| It was a bit trickier to find a simple solution here than for the case of sums.
First, note that for x=0 any series with mu(0)=0 will do, and if we can solve
the problem for x>0, we can change the sign of mu(0) to get a solution for -x.
So WLOG x>0. We will always choose nonzero mu(i) with the same sign as a(i); so
WLOG we may also assume all a(i)>0 as well. Now we can work more easily since
all relevant quantities will be positive.
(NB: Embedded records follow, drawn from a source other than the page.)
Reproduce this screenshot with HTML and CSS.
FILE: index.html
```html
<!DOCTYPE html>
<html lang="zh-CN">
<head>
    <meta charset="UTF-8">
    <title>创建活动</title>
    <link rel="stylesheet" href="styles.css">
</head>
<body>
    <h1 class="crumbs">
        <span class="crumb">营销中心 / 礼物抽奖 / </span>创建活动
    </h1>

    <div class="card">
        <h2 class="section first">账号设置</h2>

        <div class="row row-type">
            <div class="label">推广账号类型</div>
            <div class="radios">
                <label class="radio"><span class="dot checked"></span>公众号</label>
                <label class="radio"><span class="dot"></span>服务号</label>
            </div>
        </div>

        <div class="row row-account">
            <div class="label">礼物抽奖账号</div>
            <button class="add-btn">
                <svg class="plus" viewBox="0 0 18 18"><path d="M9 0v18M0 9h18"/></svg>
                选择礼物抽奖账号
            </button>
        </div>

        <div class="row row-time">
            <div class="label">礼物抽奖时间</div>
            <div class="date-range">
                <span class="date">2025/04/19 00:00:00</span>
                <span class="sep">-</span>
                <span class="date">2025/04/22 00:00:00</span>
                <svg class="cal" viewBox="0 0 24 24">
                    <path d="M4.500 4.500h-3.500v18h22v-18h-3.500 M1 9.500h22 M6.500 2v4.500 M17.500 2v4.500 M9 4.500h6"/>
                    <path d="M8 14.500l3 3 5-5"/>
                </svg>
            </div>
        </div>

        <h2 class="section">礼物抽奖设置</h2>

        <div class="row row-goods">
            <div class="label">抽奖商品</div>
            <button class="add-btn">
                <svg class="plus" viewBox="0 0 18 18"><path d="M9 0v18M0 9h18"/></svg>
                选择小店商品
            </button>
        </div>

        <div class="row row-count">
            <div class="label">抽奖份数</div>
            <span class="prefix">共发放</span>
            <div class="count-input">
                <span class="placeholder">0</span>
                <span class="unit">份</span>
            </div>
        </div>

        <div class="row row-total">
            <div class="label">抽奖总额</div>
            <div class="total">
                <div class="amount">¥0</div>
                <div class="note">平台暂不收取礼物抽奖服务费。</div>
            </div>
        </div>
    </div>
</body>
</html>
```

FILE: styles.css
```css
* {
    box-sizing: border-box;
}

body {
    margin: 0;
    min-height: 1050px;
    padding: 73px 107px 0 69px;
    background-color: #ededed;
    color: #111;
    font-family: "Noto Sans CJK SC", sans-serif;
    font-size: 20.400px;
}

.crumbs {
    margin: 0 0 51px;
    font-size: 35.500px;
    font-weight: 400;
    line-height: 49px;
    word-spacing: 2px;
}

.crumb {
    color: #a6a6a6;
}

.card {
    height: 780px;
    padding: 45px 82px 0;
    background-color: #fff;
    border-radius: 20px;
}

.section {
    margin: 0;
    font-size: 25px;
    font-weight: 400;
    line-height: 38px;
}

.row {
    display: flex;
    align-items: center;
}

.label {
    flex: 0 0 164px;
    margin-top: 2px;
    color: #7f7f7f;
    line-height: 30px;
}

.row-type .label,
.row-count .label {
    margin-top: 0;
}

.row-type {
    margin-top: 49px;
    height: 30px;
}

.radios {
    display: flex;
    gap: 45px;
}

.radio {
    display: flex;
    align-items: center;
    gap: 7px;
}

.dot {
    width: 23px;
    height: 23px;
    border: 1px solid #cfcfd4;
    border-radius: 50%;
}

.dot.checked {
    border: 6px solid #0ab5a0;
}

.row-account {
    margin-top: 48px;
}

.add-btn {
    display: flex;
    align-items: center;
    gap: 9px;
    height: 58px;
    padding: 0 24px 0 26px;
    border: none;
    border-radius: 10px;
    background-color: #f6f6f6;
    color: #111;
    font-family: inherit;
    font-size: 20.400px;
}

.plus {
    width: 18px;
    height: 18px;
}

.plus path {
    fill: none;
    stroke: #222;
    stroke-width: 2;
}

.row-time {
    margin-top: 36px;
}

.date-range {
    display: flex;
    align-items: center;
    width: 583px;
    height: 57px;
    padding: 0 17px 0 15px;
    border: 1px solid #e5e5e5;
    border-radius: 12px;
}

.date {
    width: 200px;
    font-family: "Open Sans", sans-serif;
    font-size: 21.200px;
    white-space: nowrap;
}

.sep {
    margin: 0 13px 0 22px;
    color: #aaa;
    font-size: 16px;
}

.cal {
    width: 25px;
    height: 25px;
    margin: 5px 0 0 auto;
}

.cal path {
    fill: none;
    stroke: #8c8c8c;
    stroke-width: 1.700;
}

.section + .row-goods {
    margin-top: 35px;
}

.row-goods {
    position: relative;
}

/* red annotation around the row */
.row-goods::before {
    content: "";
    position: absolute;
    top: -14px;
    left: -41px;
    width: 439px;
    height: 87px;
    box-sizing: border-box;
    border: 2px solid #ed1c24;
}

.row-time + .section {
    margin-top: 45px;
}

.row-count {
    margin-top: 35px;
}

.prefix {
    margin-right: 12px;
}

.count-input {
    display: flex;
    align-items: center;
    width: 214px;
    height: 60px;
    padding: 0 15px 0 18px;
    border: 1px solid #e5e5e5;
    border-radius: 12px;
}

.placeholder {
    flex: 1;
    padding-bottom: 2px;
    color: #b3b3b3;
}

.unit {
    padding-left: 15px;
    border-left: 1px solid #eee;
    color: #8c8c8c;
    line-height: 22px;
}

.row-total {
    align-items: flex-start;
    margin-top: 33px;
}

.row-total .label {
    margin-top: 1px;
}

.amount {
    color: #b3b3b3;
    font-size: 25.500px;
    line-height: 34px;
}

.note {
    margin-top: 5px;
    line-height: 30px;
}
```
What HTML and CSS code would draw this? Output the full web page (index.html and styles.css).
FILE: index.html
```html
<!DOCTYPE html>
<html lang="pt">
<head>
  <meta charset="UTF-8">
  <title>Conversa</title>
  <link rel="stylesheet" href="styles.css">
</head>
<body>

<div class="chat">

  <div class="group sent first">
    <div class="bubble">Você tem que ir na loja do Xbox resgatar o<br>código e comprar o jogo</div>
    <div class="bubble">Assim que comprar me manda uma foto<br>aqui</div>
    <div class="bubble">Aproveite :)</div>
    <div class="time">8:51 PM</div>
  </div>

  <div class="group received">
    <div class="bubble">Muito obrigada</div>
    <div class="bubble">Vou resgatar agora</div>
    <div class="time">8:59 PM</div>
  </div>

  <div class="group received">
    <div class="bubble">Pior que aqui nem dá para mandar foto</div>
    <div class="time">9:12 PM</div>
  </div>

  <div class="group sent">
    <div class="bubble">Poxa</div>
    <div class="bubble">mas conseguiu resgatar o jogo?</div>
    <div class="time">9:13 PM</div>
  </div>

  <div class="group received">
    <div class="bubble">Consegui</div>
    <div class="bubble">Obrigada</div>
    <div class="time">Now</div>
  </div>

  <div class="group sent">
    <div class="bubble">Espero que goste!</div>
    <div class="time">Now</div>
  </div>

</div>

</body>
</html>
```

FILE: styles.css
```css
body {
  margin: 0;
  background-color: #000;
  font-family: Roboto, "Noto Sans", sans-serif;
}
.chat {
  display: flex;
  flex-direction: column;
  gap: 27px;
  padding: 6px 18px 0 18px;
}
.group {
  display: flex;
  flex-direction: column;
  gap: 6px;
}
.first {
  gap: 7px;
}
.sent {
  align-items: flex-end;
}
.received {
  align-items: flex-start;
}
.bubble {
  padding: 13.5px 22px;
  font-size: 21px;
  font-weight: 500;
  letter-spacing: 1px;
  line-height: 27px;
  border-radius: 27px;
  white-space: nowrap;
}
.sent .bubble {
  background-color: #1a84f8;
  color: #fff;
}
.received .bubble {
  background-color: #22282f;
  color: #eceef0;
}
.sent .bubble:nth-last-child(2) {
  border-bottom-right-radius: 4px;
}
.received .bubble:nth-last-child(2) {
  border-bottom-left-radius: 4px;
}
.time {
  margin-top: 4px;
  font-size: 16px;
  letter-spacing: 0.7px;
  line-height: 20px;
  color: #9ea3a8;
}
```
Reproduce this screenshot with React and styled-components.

Next, since a(n)->0, I wish to choose a point k beyond which all a(i)<1/2, and
let a(i)=1 before this point; this reduces the problem to a new one in which x'
is x divided by the product of the initial a(i), and a'(i)=a(i-k).
Let P(n) be product(i in 1..n)mu(i)*a(i), so P(n)=mu(n)*a(n)*P(n-1) for n>0, and
P(-1)=1 by convention. Define inductively mu(n)=ceiling(x/(a(n)*P(n-1)). (The
value of mu(n) depends on previous mu(i), but this is well-defined.) It is
clear that mu(n) is always a positive integer.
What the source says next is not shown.